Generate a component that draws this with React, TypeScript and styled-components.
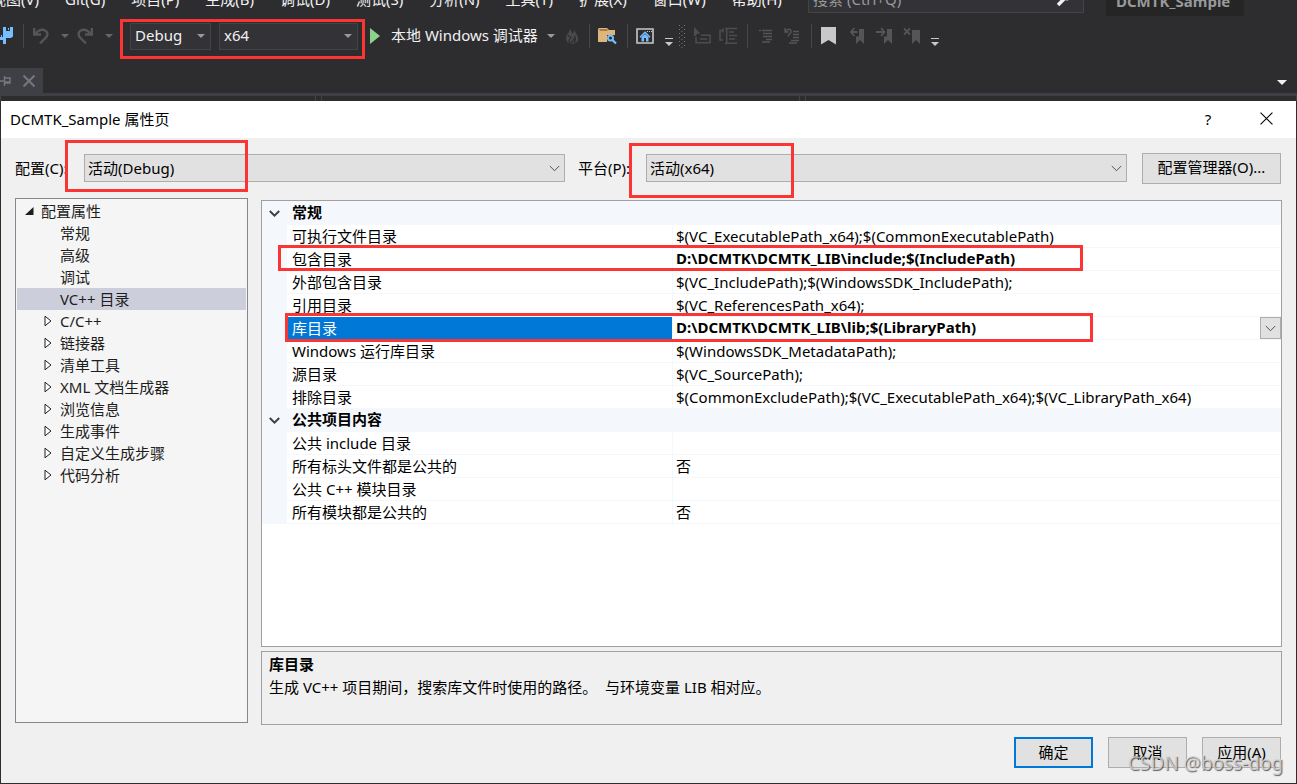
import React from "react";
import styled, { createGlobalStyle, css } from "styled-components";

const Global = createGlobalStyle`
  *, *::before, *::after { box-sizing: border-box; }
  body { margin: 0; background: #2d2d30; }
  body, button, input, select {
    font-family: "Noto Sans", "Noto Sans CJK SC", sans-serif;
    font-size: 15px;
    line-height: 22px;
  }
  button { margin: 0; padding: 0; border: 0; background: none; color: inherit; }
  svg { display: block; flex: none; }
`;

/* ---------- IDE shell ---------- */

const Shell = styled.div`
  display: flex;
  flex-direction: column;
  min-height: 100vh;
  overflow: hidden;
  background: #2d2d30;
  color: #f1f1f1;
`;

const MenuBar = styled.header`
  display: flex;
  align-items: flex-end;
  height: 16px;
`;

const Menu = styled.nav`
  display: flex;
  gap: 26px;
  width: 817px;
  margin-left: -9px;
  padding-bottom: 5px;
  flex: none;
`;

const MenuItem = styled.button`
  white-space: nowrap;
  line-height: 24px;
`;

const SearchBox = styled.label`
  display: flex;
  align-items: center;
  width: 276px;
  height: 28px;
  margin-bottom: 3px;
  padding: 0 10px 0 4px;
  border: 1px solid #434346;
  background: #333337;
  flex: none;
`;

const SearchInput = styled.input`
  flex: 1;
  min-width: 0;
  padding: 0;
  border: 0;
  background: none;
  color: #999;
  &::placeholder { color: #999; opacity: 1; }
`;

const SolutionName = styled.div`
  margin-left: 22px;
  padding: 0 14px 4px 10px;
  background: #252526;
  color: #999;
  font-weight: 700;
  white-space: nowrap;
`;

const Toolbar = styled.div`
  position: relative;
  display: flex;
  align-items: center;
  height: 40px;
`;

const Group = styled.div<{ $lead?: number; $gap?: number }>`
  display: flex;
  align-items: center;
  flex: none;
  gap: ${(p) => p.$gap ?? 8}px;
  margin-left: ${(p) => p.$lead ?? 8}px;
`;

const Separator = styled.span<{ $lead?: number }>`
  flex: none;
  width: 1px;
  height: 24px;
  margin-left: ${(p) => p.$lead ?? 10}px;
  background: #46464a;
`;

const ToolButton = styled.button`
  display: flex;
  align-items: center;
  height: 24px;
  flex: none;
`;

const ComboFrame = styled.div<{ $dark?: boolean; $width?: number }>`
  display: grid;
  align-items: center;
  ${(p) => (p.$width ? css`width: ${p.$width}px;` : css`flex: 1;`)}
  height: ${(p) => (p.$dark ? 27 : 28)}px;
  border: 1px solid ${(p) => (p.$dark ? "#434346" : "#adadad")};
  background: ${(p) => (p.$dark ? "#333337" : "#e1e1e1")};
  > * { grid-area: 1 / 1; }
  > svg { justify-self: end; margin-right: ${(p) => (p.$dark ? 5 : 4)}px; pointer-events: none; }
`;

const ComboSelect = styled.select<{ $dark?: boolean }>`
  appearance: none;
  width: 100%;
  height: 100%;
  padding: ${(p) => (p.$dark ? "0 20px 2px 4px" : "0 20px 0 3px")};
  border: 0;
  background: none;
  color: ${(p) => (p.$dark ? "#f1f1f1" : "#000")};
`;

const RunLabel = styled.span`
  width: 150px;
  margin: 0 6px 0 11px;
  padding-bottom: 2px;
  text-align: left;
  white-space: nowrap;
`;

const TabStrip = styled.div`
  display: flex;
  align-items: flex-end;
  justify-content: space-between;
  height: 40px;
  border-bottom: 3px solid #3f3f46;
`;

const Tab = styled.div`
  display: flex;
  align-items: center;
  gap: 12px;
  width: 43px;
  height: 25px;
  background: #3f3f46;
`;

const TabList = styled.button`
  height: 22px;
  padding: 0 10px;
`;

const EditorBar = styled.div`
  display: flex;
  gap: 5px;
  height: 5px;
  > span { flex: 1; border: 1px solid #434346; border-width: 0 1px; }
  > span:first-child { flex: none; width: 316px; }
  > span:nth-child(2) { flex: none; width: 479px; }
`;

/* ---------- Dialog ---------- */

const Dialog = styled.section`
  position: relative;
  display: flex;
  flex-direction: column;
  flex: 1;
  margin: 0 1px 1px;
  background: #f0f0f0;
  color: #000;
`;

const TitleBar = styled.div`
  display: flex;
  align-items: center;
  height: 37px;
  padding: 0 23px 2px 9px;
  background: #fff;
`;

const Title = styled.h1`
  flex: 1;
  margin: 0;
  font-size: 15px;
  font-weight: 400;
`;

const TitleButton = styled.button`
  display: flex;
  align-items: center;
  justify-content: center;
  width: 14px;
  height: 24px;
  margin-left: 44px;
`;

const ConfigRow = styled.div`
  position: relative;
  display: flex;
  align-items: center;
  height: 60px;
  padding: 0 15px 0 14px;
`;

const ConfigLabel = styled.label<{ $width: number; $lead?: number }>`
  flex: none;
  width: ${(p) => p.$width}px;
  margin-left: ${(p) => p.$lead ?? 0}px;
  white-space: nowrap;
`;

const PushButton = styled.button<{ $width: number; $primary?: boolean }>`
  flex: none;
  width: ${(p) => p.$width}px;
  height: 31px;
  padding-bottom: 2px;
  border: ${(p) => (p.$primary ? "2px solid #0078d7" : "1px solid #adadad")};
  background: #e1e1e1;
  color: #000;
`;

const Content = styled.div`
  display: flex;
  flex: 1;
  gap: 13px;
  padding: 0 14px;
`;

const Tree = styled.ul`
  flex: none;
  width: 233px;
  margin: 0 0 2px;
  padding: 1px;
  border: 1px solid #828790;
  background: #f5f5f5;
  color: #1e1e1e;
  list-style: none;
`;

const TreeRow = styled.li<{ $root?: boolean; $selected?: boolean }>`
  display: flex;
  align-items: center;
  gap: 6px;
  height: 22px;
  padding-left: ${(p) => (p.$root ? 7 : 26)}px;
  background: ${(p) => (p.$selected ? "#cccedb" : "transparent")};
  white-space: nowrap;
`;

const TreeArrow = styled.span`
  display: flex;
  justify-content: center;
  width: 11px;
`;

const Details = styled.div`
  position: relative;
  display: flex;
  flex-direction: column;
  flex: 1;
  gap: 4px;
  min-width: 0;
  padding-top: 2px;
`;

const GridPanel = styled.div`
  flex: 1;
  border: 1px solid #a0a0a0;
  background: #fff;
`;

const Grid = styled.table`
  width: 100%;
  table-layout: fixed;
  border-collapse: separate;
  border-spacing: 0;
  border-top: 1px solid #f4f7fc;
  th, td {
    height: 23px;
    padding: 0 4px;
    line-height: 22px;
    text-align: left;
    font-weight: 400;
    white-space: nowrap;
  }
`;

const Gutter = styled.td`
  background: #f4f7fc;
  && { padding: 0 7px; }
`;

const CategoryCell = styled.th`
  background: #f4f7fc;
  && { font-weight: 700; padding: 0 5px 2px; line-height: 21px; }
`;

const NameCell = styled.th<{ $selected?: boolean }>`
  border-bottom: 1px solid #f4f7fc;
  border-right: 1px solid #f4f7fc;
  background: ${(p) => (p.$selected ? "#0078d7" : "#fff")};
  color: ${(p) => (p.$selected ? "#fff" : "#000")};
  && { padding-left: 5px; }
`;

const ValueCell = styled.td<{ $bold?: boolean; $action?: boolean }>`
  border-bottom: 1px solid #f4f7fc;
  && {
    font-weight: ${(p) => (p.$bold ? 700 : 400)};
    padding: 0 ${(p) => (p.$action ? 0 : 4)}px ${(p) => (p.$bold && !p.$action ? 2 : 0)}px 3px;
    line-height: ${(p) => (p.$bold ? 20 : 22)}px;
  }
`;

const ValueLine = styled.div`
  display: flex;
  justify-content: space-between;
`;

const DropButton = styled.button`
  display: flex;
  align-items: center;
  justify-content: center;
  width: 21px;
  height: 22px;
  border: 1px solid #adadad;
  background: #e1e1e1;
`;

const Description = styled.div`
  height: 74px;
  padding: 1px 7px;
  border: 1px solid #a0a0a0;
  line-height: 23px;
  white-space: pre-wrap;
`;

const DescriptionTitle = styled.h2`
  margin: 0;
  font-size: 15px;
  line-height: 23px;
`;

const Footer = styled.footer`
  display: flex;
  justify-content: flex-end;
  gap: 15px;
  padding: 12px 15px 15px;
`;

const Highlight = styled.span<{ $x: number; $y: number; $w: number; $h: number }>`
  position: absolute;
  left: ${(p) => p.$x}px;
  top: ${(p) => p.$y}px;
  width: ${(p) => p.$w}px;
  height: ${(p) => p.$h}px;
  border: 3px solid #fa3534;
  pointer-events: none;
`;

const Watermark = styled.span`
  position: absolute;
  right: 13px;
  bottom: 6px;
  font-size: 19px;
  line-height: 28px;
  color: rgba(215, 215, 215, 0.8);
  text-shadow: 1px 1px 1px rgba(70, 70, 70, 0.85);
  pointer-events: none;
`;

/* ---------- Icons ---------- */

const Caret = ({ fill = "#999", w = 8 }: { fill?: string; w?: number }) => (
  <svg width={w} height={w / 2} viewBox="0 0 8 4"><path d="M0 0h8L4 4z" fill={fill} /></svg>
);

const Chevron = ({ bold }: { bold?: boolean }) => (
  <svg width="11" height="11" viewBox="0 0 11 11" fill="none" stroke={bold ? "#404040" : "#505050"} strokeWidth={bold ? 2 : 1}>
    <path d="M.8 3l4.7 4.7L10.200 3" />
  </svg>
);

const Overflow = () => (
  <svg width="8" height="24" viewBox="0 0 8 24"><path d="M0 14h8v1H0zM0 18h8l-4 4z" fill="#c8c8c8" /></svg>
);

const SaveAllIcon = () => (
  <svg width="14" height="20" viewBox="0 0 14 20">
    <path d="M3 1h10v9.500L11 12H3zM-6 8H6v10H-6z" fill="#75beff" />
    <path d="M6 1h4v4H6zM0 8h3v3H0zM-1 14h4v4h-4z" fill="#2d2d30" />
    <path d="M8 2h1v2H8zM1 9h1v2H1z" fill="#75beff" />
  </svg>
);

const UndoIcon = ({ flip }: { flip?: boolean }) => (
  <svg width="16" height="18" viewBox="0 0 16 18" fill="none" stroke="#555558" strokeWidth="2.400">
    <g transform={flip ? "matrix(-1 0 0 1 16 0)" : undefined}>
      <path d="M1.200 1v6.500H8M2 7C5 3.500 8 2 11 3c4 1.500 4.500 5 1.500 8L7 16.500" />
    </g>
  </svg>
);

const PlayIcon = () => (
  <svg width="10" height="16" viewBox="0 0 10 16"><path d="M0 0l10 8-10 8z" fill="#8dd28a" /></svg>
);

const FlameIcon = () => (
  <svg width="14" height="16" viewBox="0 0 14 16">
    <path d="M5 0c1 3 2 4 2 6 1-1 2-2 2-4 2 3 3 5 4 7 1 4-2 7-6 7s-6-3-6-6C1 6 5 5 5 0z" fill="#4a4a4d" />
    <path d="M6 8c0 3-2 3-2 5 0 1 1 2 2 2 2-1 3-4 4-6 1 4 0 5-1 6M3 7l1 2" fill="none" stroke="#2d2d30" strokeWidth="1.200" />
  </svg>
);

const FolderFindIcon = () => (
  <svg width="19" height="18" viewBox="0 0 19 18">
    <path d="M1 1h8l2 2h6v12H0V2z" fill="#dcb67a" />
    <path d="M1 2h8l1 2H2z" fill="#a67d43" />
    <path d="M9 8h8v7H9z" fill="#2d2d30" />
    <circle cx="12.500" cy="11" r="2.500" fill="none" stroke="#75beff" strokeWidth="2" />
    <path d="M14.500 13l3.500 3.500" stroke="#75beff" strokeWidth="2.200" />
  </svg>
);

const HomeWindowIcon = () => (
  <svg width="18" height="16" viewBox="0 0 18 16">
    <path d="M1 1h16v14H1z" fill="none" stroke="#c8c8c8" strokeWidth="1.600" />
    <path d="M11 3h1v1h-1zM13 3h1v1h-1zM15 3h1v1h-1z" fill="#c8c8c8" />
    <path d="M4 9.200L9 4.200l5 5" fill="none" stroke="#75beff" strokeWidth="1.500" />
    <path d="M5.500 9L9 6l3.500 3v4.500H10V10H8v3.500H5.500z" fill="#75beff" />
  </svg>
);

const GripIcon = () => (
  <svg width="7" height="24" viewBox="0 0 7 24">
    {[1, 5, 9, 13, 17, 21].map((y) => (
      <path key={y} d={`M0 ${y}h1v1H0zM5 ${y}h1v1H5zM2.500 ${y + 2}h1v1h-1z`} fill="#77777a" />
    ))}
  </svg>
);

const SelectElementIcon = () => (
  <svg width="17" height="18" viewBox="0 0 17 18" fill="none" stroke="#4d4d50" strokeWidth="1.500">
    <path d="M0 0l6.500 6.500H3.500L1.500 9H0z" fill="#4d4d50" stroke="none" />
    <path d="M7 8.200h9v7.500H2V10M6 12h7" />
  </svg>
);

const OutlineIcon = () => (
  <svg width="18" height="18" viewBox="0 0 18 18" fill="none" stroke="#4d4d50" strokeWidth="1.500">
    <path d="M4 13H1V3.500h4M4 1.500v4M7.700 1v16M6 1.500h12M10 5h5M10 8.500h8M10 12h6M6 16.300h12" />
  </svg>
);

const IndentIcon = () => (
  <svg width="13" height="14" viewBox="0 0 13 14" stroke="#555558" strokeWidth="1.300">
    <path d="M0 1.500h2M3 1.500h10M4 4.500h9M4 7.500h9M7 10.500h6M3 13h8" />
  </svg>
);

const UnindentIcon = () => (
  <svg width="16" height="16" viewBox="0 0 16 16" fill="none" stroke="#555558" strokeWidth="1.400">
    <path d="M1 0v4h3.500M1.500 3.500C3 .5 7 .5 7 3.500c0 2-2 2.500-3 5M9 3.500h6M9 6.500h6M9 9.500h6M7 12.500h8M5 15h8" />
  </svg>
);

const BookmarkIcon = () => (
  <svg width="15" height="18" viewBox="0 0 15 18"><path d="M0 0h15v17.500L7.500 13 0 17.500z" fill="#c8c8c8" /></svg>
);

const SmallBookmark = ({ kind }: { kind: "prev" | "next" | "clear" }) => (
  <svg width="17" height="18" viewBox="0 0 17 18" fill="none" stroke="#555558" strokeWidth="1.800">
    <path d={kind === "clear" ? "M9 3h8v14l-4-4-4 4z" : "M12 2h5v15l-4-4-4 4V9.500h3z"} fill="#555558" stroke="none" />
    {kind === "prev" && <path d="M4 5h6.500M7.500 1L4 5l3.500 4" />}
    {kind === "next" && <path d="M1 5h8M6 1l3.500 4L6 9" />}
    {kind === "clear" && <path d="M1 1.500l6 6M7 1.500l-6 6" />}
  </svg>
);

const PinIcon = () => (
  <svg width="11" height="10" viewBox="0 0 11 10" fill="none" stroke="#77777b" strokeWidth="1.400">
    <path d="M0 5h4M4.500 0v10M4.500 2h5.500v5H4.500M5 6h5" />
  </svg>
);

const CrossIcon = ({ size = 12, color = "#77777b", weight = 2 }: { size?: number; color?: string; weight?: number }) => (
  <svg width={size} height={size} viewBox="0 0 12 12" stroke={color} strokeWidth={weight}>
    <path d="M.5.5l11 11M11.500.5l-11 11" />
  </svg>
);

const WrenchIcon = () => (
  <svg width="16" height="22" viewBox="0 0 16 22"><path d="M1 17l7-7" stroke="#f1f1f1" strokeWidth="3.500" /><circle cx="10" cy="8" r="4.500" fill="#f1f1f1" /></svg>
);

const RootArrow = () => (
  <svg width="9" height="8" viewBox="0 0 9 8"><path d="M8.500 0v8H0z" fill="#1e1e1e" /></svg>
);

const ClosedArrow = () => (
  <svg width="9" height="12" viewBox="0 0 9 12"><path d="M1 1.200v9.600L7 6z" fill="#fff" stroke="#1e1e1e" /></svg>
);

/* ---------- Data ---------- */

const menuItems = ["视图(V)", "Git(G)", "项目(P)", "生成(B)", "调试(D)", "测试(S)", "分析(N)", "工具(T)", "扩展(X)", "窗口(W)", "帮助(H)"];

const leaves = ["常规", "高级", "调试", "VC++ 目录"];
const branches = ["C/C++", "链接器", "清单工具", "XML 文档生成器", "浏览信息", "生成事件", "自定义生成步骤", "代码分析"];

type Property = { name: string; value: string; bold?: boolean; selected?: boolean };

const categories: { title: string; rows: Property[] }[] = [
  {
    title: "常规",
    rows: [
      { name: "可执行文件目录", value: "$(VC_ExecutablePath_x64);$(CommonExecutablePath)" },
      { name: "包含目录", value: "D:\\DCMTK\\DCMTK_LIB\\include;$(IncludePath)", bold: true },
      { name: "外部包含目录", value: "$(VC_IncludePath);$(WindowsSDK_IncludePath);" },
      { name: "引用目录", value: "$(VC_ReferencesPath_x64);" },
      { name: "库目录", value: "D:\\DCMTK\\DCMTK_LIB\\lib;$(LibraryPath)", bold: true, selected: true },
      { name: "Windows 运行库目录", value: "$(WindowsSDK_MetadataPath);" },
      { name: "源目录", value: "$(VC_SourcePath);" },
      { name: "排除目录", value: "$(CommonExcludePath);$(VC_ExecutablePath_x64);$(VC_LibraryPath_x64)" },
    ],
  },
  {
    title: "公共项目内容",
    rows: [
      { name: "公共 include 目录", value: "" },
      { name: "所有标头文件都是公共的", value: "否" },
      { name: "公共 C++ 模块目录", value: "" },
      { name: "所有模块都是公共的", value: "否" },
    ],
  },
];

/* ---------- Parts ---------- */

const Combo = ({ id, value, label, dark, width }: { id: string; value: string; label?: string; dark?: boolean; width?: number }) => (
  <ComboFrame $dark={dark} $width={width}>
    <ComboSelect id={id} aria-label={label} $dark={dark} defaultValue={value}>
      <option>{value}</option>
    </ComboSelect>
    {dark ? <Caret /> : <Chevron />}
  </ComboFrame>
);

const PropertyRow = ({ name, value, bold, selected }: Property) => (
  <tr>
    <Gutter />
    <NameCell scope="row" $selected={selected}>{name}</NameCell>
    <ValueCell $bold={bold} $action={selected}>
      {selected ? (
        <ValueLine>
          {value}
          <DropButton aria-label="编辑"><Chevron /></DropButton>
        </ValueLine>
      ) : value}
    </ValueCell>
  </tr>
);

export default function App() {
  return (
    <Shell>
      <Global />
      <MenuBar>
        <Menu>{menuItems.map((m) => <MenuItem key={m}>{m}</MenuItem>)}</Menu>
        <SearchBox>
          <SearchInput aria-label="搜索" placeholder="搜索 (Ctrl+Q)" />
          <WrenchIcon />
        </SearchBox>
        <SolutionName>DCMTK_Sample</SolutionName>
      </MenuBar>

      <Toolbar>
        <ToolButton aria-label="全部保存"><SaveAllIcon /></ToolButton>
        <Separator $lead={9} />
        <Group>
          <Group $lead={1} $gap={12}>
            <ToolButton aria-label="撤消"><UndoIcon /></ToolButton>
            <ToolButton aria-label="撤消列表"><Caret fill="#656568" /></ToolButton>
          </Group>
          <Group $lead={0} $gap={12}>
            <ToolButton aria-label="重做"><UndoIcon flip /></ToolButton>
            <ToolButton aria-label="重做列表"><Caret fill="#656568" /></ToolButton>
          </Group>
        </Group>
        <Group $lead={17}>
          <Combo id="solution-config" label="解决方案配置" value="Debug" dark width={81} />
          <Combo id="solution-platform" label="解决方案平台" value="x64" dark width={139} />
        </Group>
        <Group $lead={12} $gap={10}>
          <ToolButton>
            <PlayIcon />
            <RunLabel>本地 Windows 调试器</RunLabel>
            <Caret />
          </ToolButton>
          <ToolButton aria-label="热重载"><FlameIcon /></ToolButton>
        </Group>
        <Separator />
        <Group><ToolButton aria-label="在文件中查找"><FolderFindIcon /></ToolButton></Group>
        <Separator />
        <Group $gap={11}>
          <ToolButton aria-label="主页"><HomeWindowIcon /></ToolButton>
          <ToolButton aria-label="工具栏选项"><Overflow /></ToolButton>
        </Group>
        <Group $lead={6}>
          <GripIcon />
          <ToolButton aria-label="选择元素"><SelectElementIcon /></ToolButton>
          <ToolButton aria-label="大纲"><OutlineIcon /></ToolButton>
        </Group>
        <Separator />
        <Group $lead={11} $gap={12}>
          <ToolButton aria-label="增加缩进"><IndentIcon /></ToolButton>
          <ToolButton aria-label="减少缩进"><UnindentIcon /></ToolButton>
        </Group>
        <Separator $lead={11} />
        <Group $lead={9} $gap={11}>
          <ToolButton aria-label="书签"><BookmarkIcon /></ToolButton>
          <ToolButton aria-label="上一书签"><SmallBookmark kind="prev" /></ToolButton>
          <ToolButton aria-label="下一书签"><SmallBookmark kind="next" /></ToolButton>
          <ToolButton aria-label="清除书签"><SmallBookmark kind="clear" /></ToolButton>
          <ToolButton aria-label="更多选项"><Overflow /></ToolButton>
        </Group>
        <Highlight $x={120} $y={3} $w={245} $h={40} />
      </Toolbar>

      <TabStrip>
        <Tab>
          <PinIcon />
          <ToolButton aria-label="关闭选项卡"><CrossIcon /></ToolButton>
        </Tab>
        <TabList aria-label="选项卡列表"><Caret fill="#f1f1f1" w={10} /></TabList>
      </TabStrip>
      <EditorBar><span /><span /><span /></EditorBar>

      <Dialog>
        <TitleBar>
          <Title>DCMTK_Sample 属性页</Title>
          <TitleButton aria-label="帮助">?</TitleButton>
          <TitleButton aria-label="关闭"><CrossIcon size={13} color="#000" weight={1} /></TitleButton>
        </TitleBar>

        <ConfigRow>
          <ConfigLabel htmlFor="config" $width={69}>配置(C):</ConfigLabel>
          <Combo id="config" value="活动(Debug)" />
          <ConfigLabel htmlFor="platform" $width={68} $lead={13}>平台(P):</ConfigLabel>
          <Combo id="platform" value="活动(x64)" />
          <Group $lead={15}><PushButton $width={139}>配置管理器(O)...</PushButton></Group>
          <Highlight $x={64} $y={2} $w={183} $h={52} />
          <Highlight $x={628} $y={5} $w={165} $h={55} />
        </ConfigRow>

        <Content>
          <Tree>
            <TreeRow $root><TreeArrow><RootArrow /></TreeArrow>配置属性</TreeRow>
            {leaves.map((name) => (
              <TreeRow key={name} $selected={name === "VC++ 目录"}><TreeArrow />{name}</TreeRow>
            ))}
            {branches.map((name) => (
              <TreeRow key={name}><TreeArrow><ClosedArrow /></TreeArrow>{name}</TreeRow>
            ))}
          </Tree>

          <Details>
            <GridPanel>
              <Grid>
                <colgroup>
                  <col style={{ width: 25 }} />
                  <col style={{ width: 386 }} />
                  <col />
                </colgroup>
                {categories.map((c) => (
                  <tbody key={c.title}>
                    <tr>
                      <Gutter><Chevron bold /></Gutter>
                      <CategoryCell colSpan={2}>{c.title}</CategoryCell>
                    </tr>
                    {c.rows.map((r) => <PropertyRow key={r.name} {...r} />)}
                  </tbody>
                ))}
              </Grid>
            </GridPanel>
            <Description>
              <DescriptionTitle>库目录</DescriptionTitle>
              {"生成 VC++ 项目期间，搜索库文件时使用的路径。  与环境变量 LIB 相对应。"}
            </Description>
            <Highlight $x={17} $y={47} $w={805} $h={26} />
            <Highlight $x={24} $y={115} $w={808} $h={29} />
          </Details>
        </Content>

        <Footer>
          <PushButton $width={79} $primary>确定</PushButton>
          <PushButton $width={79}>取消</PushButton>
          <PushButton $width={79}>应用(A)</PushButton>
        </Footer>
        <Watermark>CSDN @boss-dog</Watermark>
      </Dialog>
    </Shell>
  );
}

* * *

• What the task requires: Exactly as written, please give again the lines from the beginning of the listing through the line containing "shell ---------- */", inclusive, without any pictures.

• Correct response:
Generate a component that draws this with React, TypeScript and styled-components.
import React from "react";
import styled, { createGlobalStyle, css } from "styled-components";

const Global = createGlobalStyle`
  *, *::before, *::after { box-sizing: border-box; }
  body { margin: 0; background: #2d2d30; }
  body, button, input, select {
    font-family: "Noto Sans", "Noto Sans CJK SC", sans-serif;
    font-size: 15px;
    line-height: 22px;
  }
  button { margin: 0; padding: 0; border: 0; background: none; color: inherit; }
  svg { display: block; flex: none; }
`;

/* ---------- IDE shell ---------- */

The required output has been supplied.